The consumer price index published by the Bureau of Labor Statistics on Wednesday further accelerated last month, above economists’ estimates for an 8.8 per cent increase. It marked the fastest year-over-year increase since November 1981.
Prices jumped another 1.3 per cent month on month in June, following a 1 per cent rise in May.
Once volatile items like food and energy are stripped out, “core” inflation increased 0.7 per cent, compared with May’s 0.6 per cent advance. That translated to an annual increase of 5.9 per cent, roughly in line with the 6 per cent pace reported the month earlier.
The data will spur the US central bank’s efforts to restore price stability, which dramatically intensified last month after officials abandoned previously-laid plans to deliver a half-point rate rise and instead implemented the first 0.75 percentage point increase since 1994.
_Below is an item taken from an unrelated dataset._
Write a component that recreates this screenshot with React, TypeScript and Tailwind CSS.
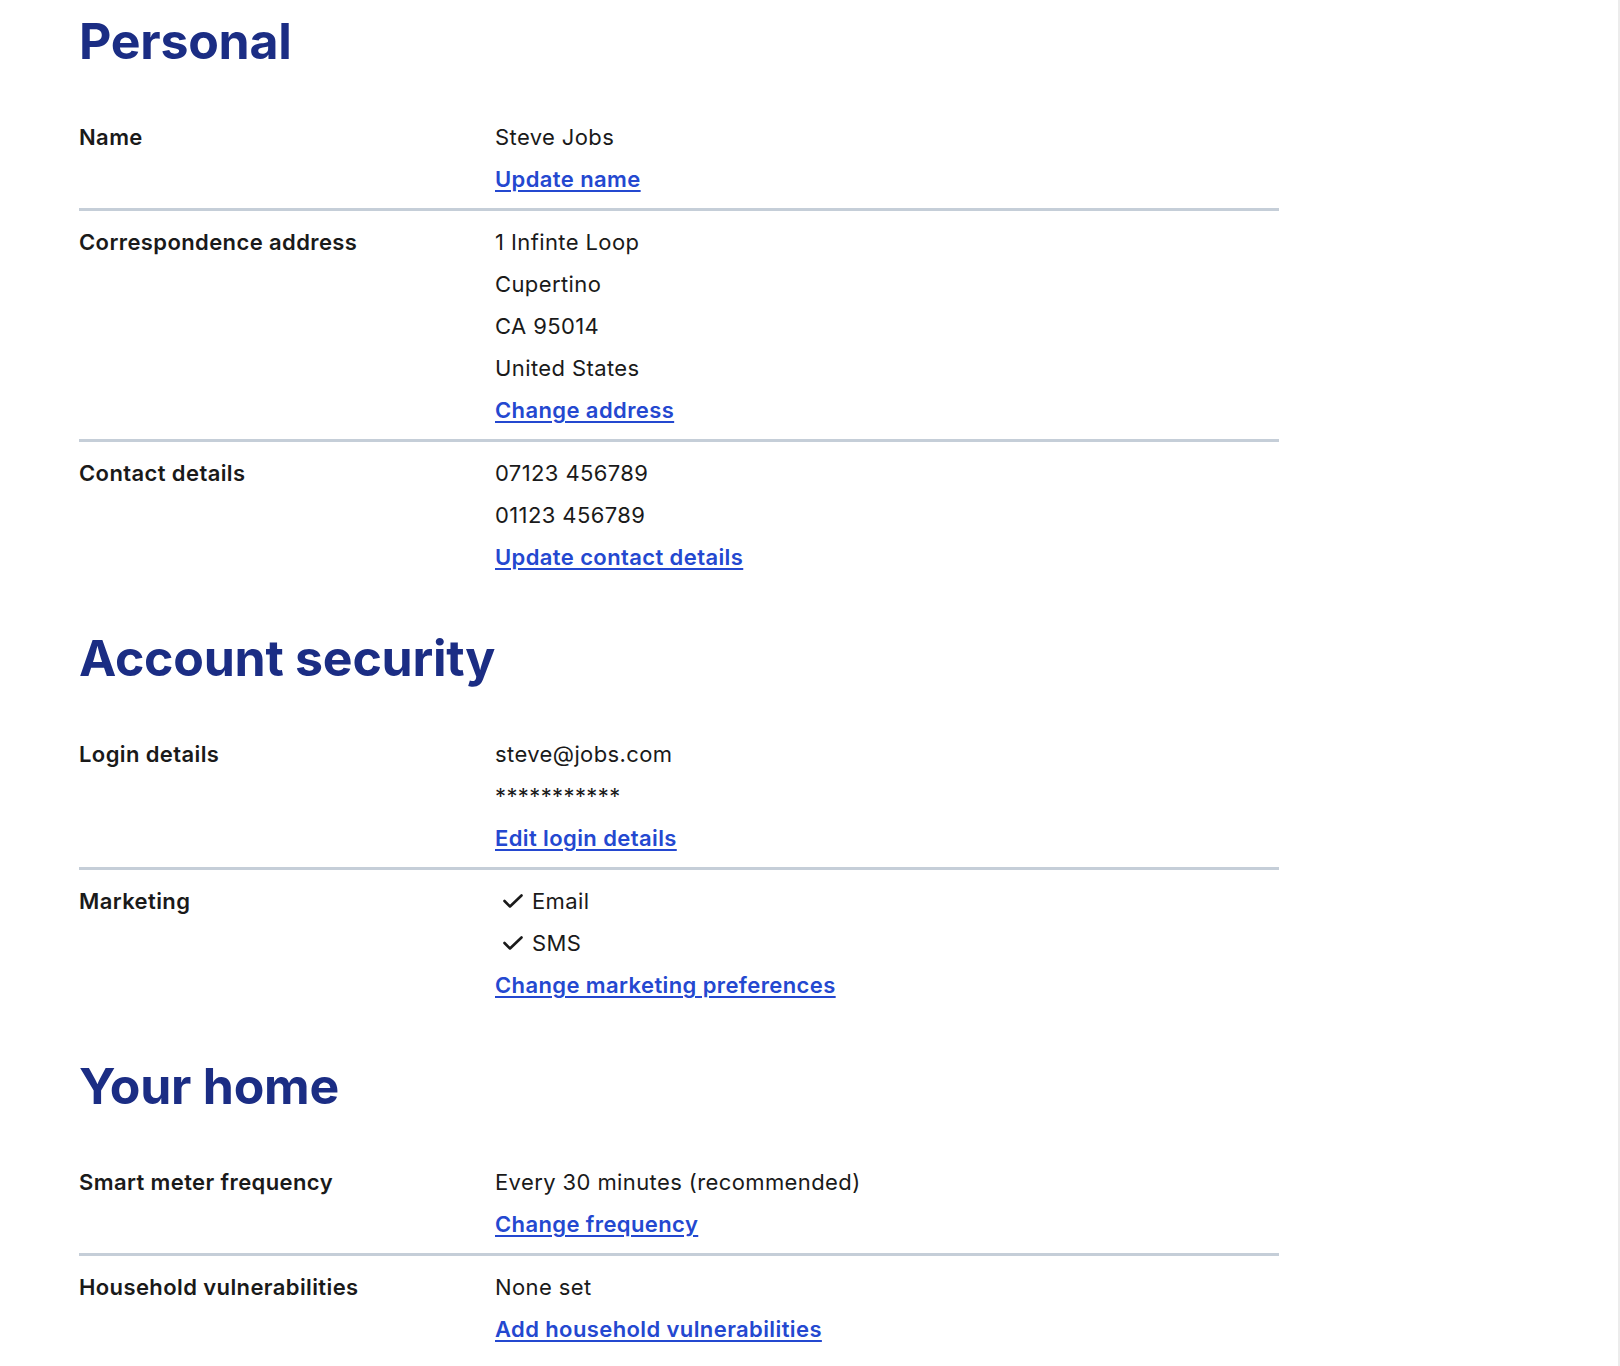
import { Fragment } from "react"

type Row = {
  label: string
  lines: string[]
  checks?: string[]
  link: string
}

type Section = {
  title: string
  rows: Row[]
}

const sections: Section[] = [
  {
    title: "Personal",
    rows: [
      { label: "Name", lines: ["Steve Jobs"], link: "Update name" },
      {
        label: "Correspondence address",
        lines: ["1 Infinte Loop", "Cupertino", "CA 95014", "United States"],
        link: "Change address",
      },
      {
        label: "Contact details",
        lines: ["07123 456789", "01123 456789"],
        link: "Update contact details",
      },
    ],
  },
  {
    title: "Account security",
    rows: [
      {
        label: "Login details",
        lines: ["steve@jobs.com", "***********"],
        link: "Edit login details",
      },
      {
        label: "Marketing",
        lines: [],
        checks: ["Email", "SMS"],
        link: "Change marketing preferences",
      },
    ],
  },
  {
    title: "Your home",
    rows: [
      {
        label: "Smart meter frequency",
        lines: ["Every 30 minutes (recommended)"],
        link: "Change frequency",
      },
      {
        label: "Household vulnerabilities",
        lines: ["None set"],
        link: "Add household vulnerabilities",
      },
    ],
  },
]

function CheckMark() {
  return (
    <svg width="20" height="14" viewBox="0 0 20 14" fill="none" className="shrink-0">
      <path d="M1.5 7 L7 12.5 L18.5 1.5" stroke="#1a1a1a" strokeWidth="2.6" strokeLinecap="round" strokeLinejoin="round" />
    </svg>
  )
}

export default function App() {
  return (
    <div className="min-h-screen w-full bg-white border-r-2 border-[#ececec] font-['Inter','Liberation_Sans',sans-serif] text-[#1a1a1a]">
      <div className="w-[1279px] pl-[79px] pt-[7px] pb-[30px]">
        {sections.map((section, si) => (
          <Fragment key={section.title}>
            {/* section heading */}
            <h2
              className={`text-[50px] leading-[68px] font-bold tracking-[-0.005em] text-[#1b2d84] mb-[31px] ${
                si === 0 ? "mt-0" : "mt-[38px]"
              }`}
            >
              {section.title}
            </h2>

            {section.rows.map((row, ri) => (
              <div
                key={row.label}
                className={`grid grid-cols-[416px_1fr] pt-[10px] pb-[8px] text-[22px] leading-[42px] tracking-[0.018em] ${
                  ri < section.rows.length - 1 ? "border-b-[3px] border-[#c5ced8]" : ""
                }`}
              >
                <div className="font-semibold">{row.label}</div>
                <div className="flex flex-col">
                  {row.lines.map((l) => (
                    <span key={l}>{l}</span>
                  ))}
                  {row.checks?.map((c) => (
                    <span key={c} className="flex items-center gap-[9px] pl-[8px]">
                      <CheckMark />
                      {c}
                    </span>
                  ))}
                  <a
                    href="#"
                    className="self-start font-semibold text-[#2448d0] underline decoration-2 underline-offset-[3px]"
                  >
                    {row.link}
                  </a>
                </div>
              </div>
            ))}
          </Fragment>
        ))}
      </div>
    </div>
  )
}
Policymakers have also signalled their intent to raise rates to a level — estimated to be around 3.5 per cent — that begins to restrain economic activity by the end of the year. They are seeking to maintain an aggressive approach to tightening monetary policy until there is evidence that monthly inflation readings are decelerating towards a pace more consistent with the Fed’s 2 per cent target.
Treasury yields jumped following the inflation report, with the yield on the two-year note, which moves with interest rate expectations, reaching its highest level since late June. It steadied at 3.2 per cent.
Following the report, futures markets priced in a roughly 30 per cent chance of a 1 percentage point increase in July. But the consensus remains that the Fed will raise rates by 0.75 percentage points, the same size increase as in June.
The monthly inflation gains were “broad-based”, according to the BLS, but a 7.5 per cent increase in the energy index contributed to nearly half of the jump in headline inflation. Petrol prices alone rose 11.2 per cent in June, while food prices were up 1 per cent. Prices for new and used vehicles continued their ascent, rising 0.7 per cent and 1.6 per cent, respectively.
In a worrisome sign, services inflation, excluding-energy, climbed 0.7 per cent on a monthly basis and was up 5.5 per cent compared to the same time last year. Shelter-related costs drove a significant portion of the increase, rising 0.6 per cent for the month or 5.6 per cent on a year-over-year basis. That is the biggest annual increase since February 1991. Prices for transportation services and medical care also increased.
One outlier was airline fares, which slid 1.6 per cent following two months of double-digit growth.
The Biden administration, whose popularity has plummeted against the backdrop of soaring inflation, this week sought to get ahead of June’s high figure and played down the acceleration, emphasising that the data covered a period prior to a sharp drop in prices for energy and other commodities.
Brent crude, the international oil benchmark which had climbed to almost $140 a barrel in early March following Russia’s invasion of Ukraine, this month slumped below $100 a barrel. Food prices globally have also moderated from historic highs.
On Tuesday afternoon, a fake version of the June report circulated online stating that prices had risen at an annual rate of 10.2 per cent, forcing the Bureau of Labor Statistics to publicly discredit it.
Should the Fed raise rates by another three quarters of a percentage point at its July meeting, as expected, the target range of the federal funds rate will rise to 2.25 to 2.50 per cent.
Alongside these actions, which include shrinking its $9tn balance sheet, the Fed has stepped up its rhetoric about not only its “unconditional” commitment to lowering inflation, but also what it is willing to risk in terms of the economic recovery to do so.
While labour demand has remained extremely strong, with another 372,000 jobs created last month alone, economists fear that momentum will soon ease as the US economy hurtles towards a recession at some point next year.
The Fed has already begun to acknowledge unemployment will need to rise, with officials most recently forecasting joblessness to inch up from the current historically low level of 3.6 per cent to just above 4 per cent by the end of 2024.
Many economists believe a more accurate estimate is in the vicinity of 5 per cent, translating to significantly more job losses.